Comparative Lessons: OT and IIoT Security in 2025

This episode is hardly an isolated one. The windowsnews.ai analysis of recent community discussions on WindowsForum and broader advisory bulletins underscores systemic industry challenges:

  • Reused or weak credential handling remains the most common cause of critical OT risk, outstripping even buffer overflows and supply chain Trojan horse incidents.
  • Patching and segmentation best practices must be revisited, tested, and validated—no two organizations will have identical risk models or operational constraints.
  • Community engagement and industry-wide information sharing have significantly improved response speed and awareness but are not substitutes for secure product design and proactive lifecycle management.

Conclusion: Pathways Forward for Resilient Seismic Infrastructure

The discovery of CVE-2025-8286 in the Güralp FMUS Series is a watershed moment for all who rely on seismic data to protect lives, assets, and whole societies. It underscores that in the era of IT/OT convergence, basic security tenets—mutual authentication, encrypted management, and active network hygiene—are not optional extras but essential pillars of resilience.

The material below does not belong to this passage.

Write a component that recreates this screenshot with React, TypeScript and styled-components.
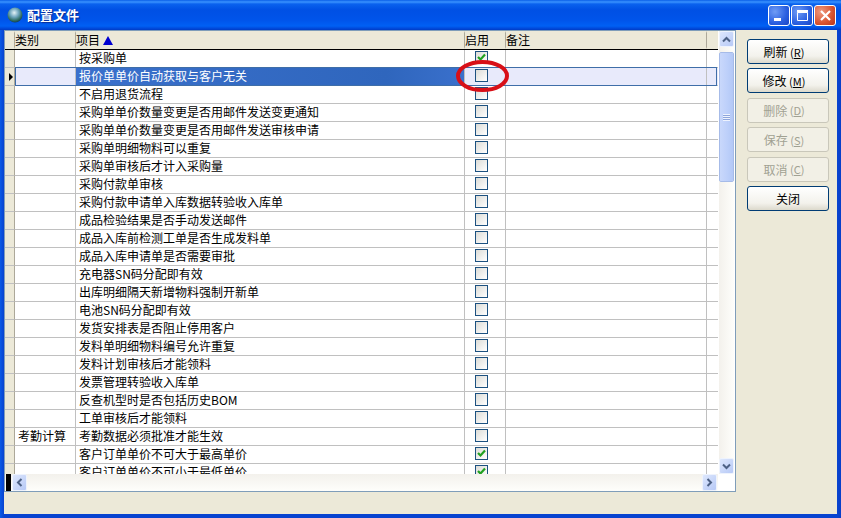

Communities and organizations must view this and similar vulnerabilities not as one-off crises but as catalysts for a more foundational security reset. Only a multifaceted defense—combining vendor updates, aggressive segmentation, attentive monitoring, and ongoing human vigilance—can hope to counter the rapidly evolving threat landscape of industrial IoT and OT.

To remain trusted, seismic and OT devices must evolve with the times, abandoning legacy assumptions about physical and network isolation. In the words of a leading ICS security forum contributor: “The ground is shifting beneath our feet—not just from seismic activity, but from the tides of cyber risk. It's time our defenses moved as well.”


Always consult public advisories, vendor updates, and sector-specific information-sharing platforms for the latest on detection, containment, and remediation steps for CVE-2025-8286 and related vulnerabilities. The safety of millions may depend on acting swiftly and decisively.